Der Bundesgerichtshof gibt in seinem Beschluss vom 31. August 2021 (Az. XIII ZB 35/19) Anhaltspunkte vor, wann Fluchtgefahr bei vorheriger Asylantragstellung in einem anderen Dublin-Staat (§ 2 Abs. 14 AufenthG) anzunehmen sein kann und wann nicht. Soweit die Umstände der Feststellung des Betroffenen im Bundesgebiet konkret darauf hindeuteten, so der BGH, dass dieser den zuständigen Mitgliedstaat in absehbarer Zeit nicht aufsuchen wolle, und diese Umstände ein Indiz für Fluchtgefahr begründeten, werde dieser Anhaltspunkt durch die Einleitung eines Asylverfahrens in Deutschland nicht gegenstandslos, allerdings könne im Rahmen der vorzunehmenden Gesamtwürdigung Fluchtgefahr zu verneinen sein, wenn die Reise einen Mitgliedstaat zum Ziel habe, der für die Prüfung des Asylantrags zuständig sein könne. Das kann etwa der Fall sein, wenn im Zielstaat bereits Familienangehörige leben, insofern ist die Entscheidung hilfreich, weil sie darauf hinweist, dass stets eine Gesamtwürdigung der Umstände des Einzelfalls vorzunehmen ist.
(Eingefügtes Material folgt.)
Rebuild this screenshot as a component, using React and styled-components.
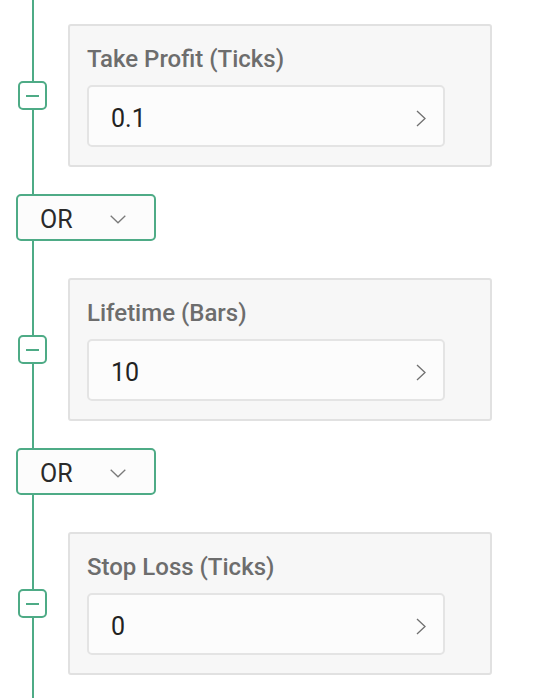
import styled, { createGlobalStyle } from "styled-components"

const GlobalStyle = createGlobalStyle`
    html, body {
        margin: 0;
        padding: 0;
        background: #ffffff;
        font-family: Roboto, "Liberation Sans", sans-serif;
    }
`

const Timeline = styled.div`
    position: relative;
    width: 542px;
    height: 698px;
    overflow: hidden;
    padding-top: 24px;
    box-sizing: border-box;
    display: flex;
    flex-direction: column;

    &::before {
        content: "";
        position: absolute;
        left: 32px;
        top: 0;
        bottom: 0;
        width: 2px;
        background: #4eab86;
    }
`

const RuleRow = styled.div`
    display: flex;
    align-items: center;
    position: relative;
`

const Gutter = styled.div`
    width: 68px;
    flex-shrink: 0;
    display: flex;
    align-items: center;
    padding-left: 18px;
    box-sizing: border-box;
`

const RemoveButton = styled.button`
    width: 29px;
    height: 29px;
    padding: 0;
    border: 2px solid #4eab86;
    border-radius: 5px;
    background: #ffffff;
    display: flex;
    align-items: center;
    justify-content: center;
    position: relative;
    cursor: pointer;

    &::after {
        content: "";
        width: 13px;
        height: 2px;
        background: #4eab86;
    }
`

const Card = styled.div`
    width: 424px;
    height: 143px;
    box-sizing: border-box;
    border: 2px solid #e1e1e1;
    border-radius: 3px;
    background: #f7f7f7;
    padding: 19px 45px 0 17px;
    display: flex;
    flex-direction: column;
    gap: 11px;
`

const Label = styled.div`
    font-size: 24px;
    font-weight: 500;
    color: #6d6d6d;
    line-height: 29px;
`

const ValueField = styled.div`
    height: 62px;
    box-sizing: border-box;
    border: 2px solid #e4e4e4;
    border-radius: 5px;
    background: #fcfcfc;
    display: flex;
    align-items: center;
    justify-content: space-between;
    padding: 4px 17px 0 22px;
`

const Value = styled.span`
    font-size: 25px;
    color: #222222;
`

const Connector = styled.div`
    position: relative;
    margin: ${(p) => p.$top}px 0 ${(p) => p.$bottom}px 16px;
    width: 140px;
    height: 47px;
    box-sizing: border-box;
    border: 2px solid #4eab86;
    border-radius: 5px;
    background: #fcfcfc;
    display: flex;
    align-items: center;
    padding: 3px 28px 0 22px;
    justify-content: space-between;
`

const ConnectorText = styled.span`
    font-size: 25px;
    color: #2a2a2a;
`

function ChevronRight() {
    return (
        <svg width="10" height="17" viewBox="0 0 10 17" fill="none">
            <path d="M1 1 L9 8.5 L1 16" stroke="#707070" strokeWidth="1.3" />
        </svg>
    )
}

function ChevronDown() {
    return (
        <svg width="16" height="9" viewBox="0 0 16 9" fill="none">
            <path d="M0.7 0.7 L8 7.8 L15.3 0.7" stroke="#7a7a7a" strokeWidth="1.3" />
        </svg>
    )
}

function Rule({ label, value }) {
    return (
        <RuleRow>
            <Gutter>
                <RemoveButton aria-label="remove" />
            </Gutter>
            <Card>
                <Label>{label}</Label>
                <ValueField>
                    <Value>{value}</Value>
                    <ChevronRight />
                </ValueField>
            </Card>
        </RuleRow>
    )
}

function OrSelect() {
    return (
        <Connector $top={27} $bottom={37}>
            <ConnectorText>OR</ConnectorText>
            <ChevronDown />
        </Connector>
    )
}

export default function App() {
    return (
        <>
            <GlobalStyle />
            <Timeline>
                <Rule label="Take Profit (Ticks)" value="0.1" />
                <OrSelect />
                <Rule label="Lifetime (Bars)" value="10" />
                <OrSelect />
                <Rule label="Stop Loss (Ticks)" value="0" />
            </Timeline>
        </>
    )
}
In seinem Urteil vom 5. November 2021 (Az. 6 A 1264/17) ist das Verwaltungsgericht Stade der Ansicht, dass das Bundesamt für Migration und Flüchtlinge berechtigt sei, seine Akten elektronisch zu führen, und Papierdokumente nicht aufbewahren müsse. Insbesondere beim ersetzenden Einscannen einer Postzustellungsurkunde durch das BAMF auf Grundlage von § 7 Abs. 1 Satz 2 EGovG sei eine qualifizierte elektronische Signatur nach dem Stand der Technik nicht erforderlich. Das VG stellt sich damit gegen ein Urteil des VG Wiesbaden vom 9. August 2017 (Az. 6 K 808/17.WI.A), das dem BAMF noch (in deutlichen Worten) Verstöße gegen die Pflicht zur ordnungsgemäßen Aktenführung vorgeworfen hatte.